…but here at the Gelwan household, half a mile from Fenway Park, it’s a different matter altogether! Those of you who have gotten to know me from my weblog might puzzle over the idea of my being a baseball fan — or a sports fan of any sort — never having seen any sports references in five years’ worth of FmH posts. And you would be largely correct. But — and it is probably difficult for those of you outside of New England to grasp this — it has been almost impossible to avoid getting swept up in the fever for the past two weeks here in Red Sox nation. Watching eleven ball games in a row has been more than I have seen in the past ten years (as someone who never watches baseball on television during the regular season and goes to, at most, one or two games at Fenway some years). There has been a certain ease and relief, especially in what otherwise seems such a contentious divided society, of being part of a ubiquitous shared experience of tension and release, hope and ultimately jubilation for a change. And of sleep deprivation. It may have been my imagination, but the bleary-eyed glances of passersby on the streets, the caffeine-craving impatience of those waiting on the lengthened lines at my favorite café, and the yawns of drivers stopped next to me at the traffic lights seemed to be ties that bind.
Sharing in the Red Sox’ drama and triumph was even a resonance between me and my patients at the psychiatric unit. Normal bedtimes on the unit were suspended so that the patients could stay up and watch the games, and bonds grew even among patients who would otherwise be utterly withdrawn, struggling with the inner demons that had brought them in for admission. A patient who had known me for a long time, through a number of admissions, and had never known me to be interested in spectator sports, would ask me each morning in the psychotherapy group whether I had stayed up to watch the game the night before and, when I indicated each morning that I had, tease me for being a “fair-weather fan.” I actually think a number of my psychotic patients have been recovering more quickly from their episodes this time knowing that they share the experience of rooting for the Sox with one another and with their treatment team members.
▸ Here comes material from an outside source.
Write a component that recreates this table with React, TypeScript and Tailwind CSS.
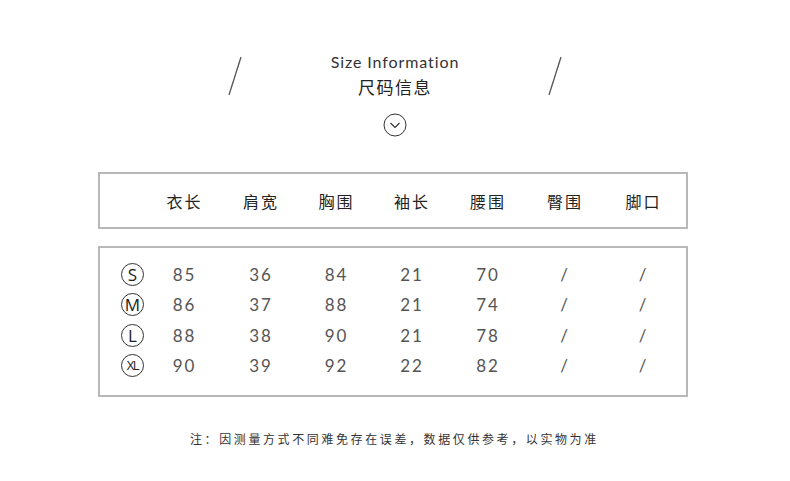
// App.tsx
import React from "react";

// 尺码表：列宽按参考图量出来的
const columns = ["衣长", "肩宽", "胸围", "袖长", "腰围", "臀围", "脚口"];

type Row = { size: string; values: string[] };

const rows: Row[] = [
  { size: "S", values: ["85", "36", "84", "21", "70", "/", "/"] },
  { size: "M", values: ["86", "37", "88", "21", "74", "/", "/"] },
  { size: "L", values: ["88", "38", "90", "21", "78", "/", "/"] },
  { size: "XL", values: ["90", "39", "92", "22", "82", "/", "/"] },
];

const gridCols = "grid grid-cols-[46px_77px_76px_75px_76px_76px_78px_79px]";
const cjk = "font-['Noto_Sans_CJK_SC','Noto_Sans',sans-serif]";

function Slash() {
  return (
    <svg width="14" height="40" viewBox="0 0 14 40" className="shrink-0">
      <line x1="1" y1="39" x2="13" y2="1" stroke="#555" strokeWidth="1.3" />
    </svg>
  );
}

function SizeBadge({ size }: { size: string }) {
  return (
    <div className="ml-[21px] flex h-[23px] w-[23px] items-center justify-center rounded-full border border-[#333]">
      <span
        className={
          size === "XL"
            ? "font-['Open_Sans',sans-serif] text-[13px] leading-none tracking-[-1.5px] text-[#222]"
            : "font-['Open_Sans',sans-serif] text-[17px] leading-none text-[#222]"
        }
      >
        {size}
      </span>
    </div>
  );
}

export default function App() {
  return (
    <div className="h-[481px] w-[790px] bg-white pt-[52px]">
      {/* 标题 */}
      <div className="flex items-center justify-center">
        <Slash />
        <div className="w-[306px] text-center">
          <div className="font-['Lato',sans-serif] text-[16px] leading-[20px] tracking-[0.9px] text-[#333]">
            Size Information
          </div>
          <div className={`${cjk} mt-[3px] text-[17px] leading-[24px] tracking-[1.5px] text-[#222]`}>
            尺码信息
          </div>
        </div>
        <Slash />
      </div>

      <div className="mt-[14px] flex justify-center">
        <svg width="24" height="24" viewBox="0 0 24 24">
          <circle cx="12" cy="12" r="11" fill="none" stroke="#333" strokeWidth="1" />
          <polyline points="7.5,10 12,14.5 16.5,10" fill="none" stroke="#333" strokeWidth="1.2" />
        </svg>
      </div>

      {/* 表头 */}
      <div className="ml-[98px] mt-[35px] h-[57px] w-[590px] border-2 border-[#b8b8b8]">
        <div className={`${gridCols} h-full items-center`}>
          <div />
          {columns.map((c) => (
            <div key={c} className={`${cjk} text-center text-[16px] tracking-[2px] text-[#222]`}>
              {c}
            </div>
          ))}
        </div>
      </div>

      {/* 数据 */}
      <div className="ml-[98px] mt-[17px] w-[590px] border-2 border-[#b8b8b8] pb-[14px] pt-[11px]">
        {rows.map((r) => (
          <div key={r.size} className={`${gridCols} h-[30.5px] items-center`}>
            <SizeBadge size={r.size} />
            {r.values.map((v, i) => (
              <div
                key={i}
                className="text-center font-['Lato',sans-serif] text-[17px] tracking-[2px] text-[#555]"
              >
                {v}
              </div>
            ))}
          </div>
        ))}
      </div>

      <p className={`${cjk} mt-[34px] ml-[190px] text-[12px] leading-[16px] tracking-[2.6px] text-[#333]`}>
        注：因测量方式不同难免存在误差，数据仅供参考，以实物为准
      </p>
    </div>
  );
}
The fact that this pennant season was a suspension of my usual disbelief will give me some distance from which to observe something I suspect will happen in the months to come to many for whom being a Red Sox fan is a way of life . Momentous events are stressors, even if they are happy events. The end of the curse will change everything for some Sox fans. No longer will they have easy recourse to the reflexive, philosophical “wait ’til next year” as a template for dealing with disappointed hopes. Perhaps losing will no longer come as easy. There is already alot of caution in the wind lest we become what we detest — like Yankees fans, thinking that we are entitled to win. Not likely, given the indications that the Red Sox management is going to exercise some fiscal restraint and that their salary budget is not the bottomless well Steinbrenner’s is. And also not likely because this Red Sox team is not by any stretch the debut of a dynasty but a snapshot in time, the chemistry not likely to repeat itself even as soon as next year given the number of pivotal players becoming free agents and not likely to be signed to new Red Sox contracts despite the fans’ magical wish to freeze the action. Come to think of it, that might be a good thing for the psychological health of the Red Sox fans. Commentators are already predicting that the fans will have none of the usual preoccupations to talk about through the winter. But they will probably be replaced by ample opportuinities to obsess about the future configuration of the team and — as always — how the rivalry with the Yankees will go next year. The one thing I dread, which might be too painful to bear (especially after Roger Clemens), is if the Red Sox face Pedro Martinez on the mound in pinstripes next season.
The radio dial today, savoring the victory, nevertheless had room for the bittersweet. Time and again, I tuned in to someone talking about how sad they were not to have been able to share their victory celebration with a departed parent who had instilled their love of the sport and the team but had not lived long enough to see this culmination. There’s that Nike ad they kept showing in which we view a Sox fan in the stands as the decades tick away from 1918 to 2004 and he ages from a little boy to an old man, with the loved ones with whom he takes in the games. Cheap sentimentality, perhaps, although still poignant. But for me the poignancy of the moment is abit different. My father, who died in 1991, was a lifelong baseball fan whose two sons, neither of whom was a passionate sports fan, never connected with him on that level. He would have been delighted to see my family pouring ourselves unabashedly into the postseason fever this year. In a sense, I feel cheated that I never let myself get into it while he was around to share it with. In another sense, I feel more complete in a way, connecting with something I was denying in myself, something of him in me, a coming home. And, in turn, grateful for the last two weeks of my wife and I sitting in front of the games with our son and daughter in a way whose memory they may cherish long after we are gone, whenever something the Red Sox do recalls this magical season.